After doing some research about JCR or RDBMS, and reading other posts, I am still uncertain whether to use JCR over JPA for a document management system, which has to deal with different document types, very large files and a lot of concurrent access from many users.
My main reason to consider JCR is because documents look like content to me, and the specification already deals with some problems that comes with it - mostly I am interested in storage and versioning. Also I would like to sort of encapsulate the document stuff within a JCR implementation and use JPA for everything else application specific.
Maybe someone can help me with my remaining questions:
- How does the read/query performance of JCR relate to JPA (I know it should vary greatly on the implementation, but there might be some rules of thumb)?
- Does anybody have real world experience in a simillar use case with some specific JCR implemenations? If so, did you mix it with a relational database (JPA)?

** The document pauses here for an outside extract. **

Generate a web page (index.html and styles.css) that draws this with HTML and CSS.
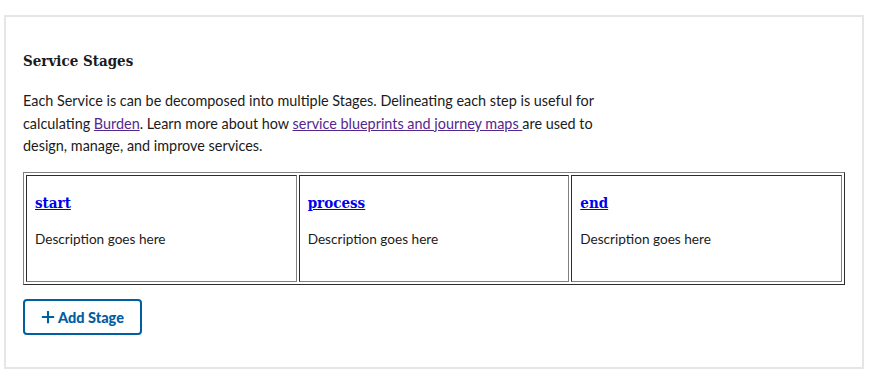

- Is it worth the overhead of introducing JCR considering it's benefits of filestorage and versioning? (I am likely going to my own custom use access control (JPA) and I will not need the extra flexibility to introduce new node properties within runtime)
- Does anybody have any experience about data integrity and backup solutions?
UPDATE: even though this question has been answered in detail, somebody might have a more critical sight about its use from a more practical point of view. Personally I am getting more and more concerned about the following non technically related issues:
- Documentation: Jackrabbit has poor documentation, it's guide to OCM contains a dead link in the first paragraph, some example search queries throw exceptions for unknown reasons, there is a TODO in a very basic tutorial and it's standalone server is not working properly within JDK8 which is not documented at all.
- Maturity: Jackrabbit Oak seems to be still work in progress and the other solutions look like either being abandoned or bleeding edge.
- Community: In opposite to JPA, doing research of JCR leads to way less hits. This could be a real problem, when a project team new to the technology gets stuck within (trival) problems.